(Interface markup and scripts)
(begin)
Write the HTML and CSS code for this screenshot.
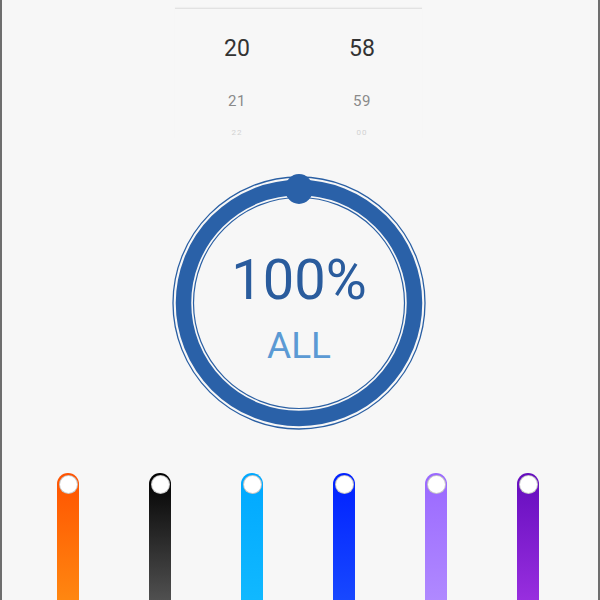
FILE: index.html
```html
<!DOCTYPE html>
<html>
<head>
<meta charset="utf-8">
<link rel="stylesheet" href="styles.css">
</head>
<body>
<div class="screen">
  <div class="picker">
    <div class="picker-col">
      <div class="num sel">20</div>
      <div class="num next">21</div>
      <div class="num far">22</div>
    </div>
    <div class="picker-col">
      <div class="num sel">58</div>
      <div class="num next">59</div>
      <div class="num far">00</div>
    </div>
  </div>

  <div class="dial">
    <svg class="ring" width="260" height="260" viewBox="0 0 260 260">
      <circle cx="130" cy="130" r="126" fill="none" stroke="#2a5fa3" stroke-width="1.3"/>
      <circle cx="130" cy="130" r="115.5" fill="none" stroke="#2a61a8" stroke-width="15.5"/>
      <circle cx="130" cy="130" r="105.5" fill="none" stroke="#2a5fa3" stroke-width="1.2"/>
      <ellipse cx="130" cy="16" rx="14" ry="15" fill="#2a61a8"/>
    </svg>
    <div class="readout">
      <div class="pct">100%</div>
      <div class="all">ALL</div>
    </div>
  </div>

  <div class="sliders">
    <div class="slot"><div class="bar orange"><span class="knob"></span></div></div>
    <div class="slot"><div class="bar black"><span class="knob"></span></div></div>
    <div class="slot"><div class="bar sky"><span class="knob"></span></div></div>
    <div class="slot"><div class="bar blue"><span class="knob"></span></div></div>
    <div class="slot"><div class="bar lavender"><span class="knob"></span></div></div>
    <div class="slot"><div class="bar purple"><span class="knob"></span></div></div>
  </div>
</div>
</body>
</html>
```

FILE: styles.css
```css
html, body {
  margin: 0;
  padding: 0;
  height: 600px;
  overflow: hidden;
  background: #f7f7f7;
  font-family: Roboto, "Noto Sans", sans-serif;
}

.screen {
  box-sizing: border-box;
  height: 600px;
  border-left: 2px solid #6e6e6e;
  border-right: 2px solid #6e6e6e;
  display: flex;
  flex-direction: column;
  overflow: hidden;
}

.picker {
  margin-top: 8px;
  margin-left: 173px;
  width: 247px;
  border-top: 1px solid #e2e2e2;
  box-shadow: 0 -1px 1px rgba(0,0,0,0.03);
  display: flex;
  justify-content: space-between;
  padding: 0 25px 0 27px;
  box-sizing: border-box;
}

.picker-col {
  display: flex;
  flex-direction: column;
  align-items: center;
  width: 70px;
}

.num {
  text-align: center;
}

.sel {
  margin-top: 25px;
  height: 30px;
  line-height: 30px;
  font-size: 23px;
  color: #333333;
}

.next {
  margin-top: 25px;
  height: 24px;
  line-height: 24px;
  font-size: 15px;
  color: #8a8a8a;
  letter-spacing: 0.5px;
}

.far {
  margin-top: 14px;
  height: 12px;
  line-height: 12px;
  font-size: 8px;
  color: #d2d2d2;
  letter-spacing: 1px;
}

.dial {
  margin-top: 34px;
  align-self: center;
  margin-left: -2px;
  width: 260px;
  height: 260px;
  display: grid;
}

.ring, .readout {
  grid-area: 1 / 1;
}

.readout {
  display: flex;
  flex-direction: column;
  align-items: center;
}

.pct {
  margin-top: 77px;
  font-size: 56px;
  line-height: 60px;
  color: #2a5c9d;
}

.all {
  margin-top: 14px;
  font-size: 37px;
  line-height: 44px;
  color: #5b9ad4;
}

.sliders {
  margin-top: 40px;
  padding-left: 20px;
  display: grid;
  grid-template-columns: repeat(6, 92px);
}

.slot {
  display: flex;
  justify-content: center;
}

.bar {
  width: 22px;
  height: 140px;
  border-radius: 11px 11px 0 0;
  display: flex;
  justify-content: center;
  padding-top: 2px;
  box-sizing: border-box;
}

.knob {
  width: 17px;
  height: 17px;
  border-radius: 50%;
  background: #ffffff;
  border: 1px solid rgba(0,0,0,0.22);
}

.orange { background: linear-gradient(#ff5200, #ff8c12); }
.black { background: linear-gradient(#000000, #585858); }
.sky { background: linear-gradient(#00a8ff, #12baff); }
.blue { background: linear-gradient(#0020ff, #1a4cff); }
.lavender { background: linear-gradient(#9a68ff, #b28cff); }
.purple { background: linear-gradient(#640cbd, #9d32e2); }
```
(end)
(begin)
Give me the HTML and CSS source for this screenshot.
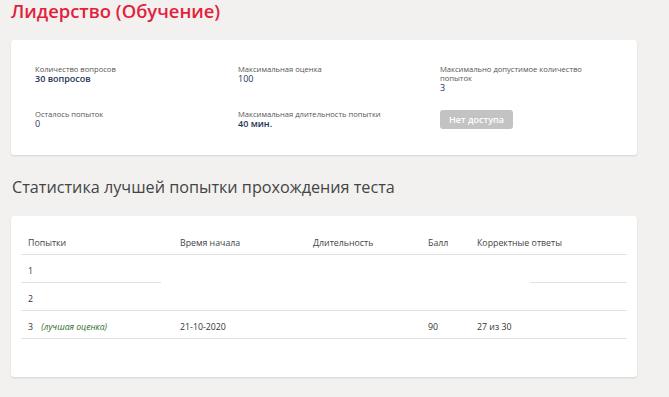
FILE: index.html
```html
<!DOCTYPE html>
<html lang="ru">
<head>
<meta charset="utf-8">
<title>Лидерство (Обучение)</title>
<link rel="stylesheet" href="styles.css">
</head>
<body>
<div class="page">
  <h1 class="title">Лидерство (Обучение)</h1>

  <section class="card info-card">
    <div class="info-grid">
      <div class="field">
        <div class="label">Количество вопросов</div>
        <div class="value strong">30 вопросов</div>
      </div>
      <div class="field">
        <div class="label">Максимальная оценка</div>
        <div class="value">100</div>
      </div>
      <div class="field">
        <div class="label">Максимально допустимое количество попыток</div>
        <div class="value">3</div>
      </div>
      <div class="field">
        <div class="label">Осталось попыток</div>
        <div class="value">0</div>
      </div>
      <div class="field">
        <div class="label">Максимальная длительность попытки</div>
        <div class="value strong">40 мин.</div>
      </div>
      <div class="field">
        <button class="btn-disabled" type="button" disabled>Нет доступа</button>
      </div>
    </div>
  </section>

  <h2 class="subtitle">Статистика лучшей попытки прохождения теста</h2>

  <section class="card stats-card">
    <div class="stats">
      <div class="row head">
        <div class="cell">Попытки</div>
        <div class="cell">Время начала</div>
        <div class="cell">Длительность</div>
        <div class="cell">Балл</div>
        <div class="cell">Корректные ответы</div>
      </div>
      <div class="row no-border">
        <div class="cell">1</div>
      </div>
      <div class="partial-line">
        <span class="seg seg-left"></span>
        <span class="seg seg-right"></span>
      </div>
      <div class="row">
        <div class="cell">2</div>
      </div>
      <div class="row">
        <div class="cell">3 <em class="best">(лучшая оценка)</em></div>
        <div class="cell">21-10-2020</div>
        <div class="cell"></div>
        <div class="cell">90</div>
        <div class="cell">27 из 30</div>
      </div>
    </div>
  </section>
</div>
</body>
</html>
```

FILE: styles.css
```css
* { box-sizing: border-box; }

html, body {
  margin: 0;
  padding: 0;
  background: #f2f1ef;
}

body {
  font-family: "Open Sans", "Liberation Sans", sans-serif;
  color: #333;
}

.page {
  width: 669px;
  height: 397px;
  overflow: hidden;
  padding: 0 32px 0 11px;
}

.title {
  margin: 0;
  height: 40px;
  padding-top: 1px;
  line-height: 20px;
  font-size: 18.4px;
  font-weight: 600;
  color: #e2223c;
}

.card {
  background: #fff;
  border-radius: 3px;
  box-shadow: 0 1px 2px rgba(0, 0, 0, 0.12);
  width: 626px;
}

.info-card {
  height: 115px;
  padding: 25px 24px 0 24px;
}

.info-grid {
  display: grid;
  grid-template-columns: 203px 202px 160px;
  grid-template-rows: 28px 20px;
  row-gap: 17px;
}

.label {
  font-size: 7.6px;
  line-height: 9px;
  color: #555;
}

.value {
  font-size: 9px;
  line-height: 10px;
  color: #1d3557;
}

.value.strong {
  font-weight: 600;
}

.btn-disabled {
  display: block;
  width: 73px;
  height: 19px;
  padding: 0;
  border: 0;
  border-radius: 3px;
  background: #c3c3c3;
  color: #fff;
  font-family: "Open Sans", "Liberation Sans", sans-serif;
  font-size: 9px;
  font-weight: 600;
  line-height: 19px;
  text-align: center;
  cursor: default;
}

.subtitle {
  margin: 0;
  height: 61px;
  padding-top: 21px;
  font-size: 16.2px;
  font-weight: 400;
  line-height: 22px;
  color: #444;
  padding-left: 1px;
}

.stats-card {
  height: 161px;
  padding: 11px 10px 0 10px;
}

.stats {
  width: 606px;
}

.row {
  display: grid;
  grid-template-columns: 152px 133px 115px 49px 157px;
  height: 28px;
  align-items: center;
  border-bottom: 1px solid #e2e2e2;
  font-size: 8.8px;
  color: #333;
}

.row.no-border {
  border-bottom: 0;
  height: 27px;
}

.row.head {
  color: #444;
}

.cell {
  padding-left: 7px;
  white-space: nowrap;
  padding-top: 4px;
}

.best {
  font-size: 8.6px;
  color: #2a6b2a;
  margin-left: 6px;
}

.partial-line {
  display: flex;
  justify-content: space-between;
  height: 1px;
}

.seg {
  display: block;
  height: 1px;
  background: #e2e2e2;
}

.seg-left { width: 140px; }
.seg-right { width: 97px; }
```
(end)
◆ **Set exercise**
Tell how many lines of the data include the word "this", and nothing else.

◆ **Task output**
2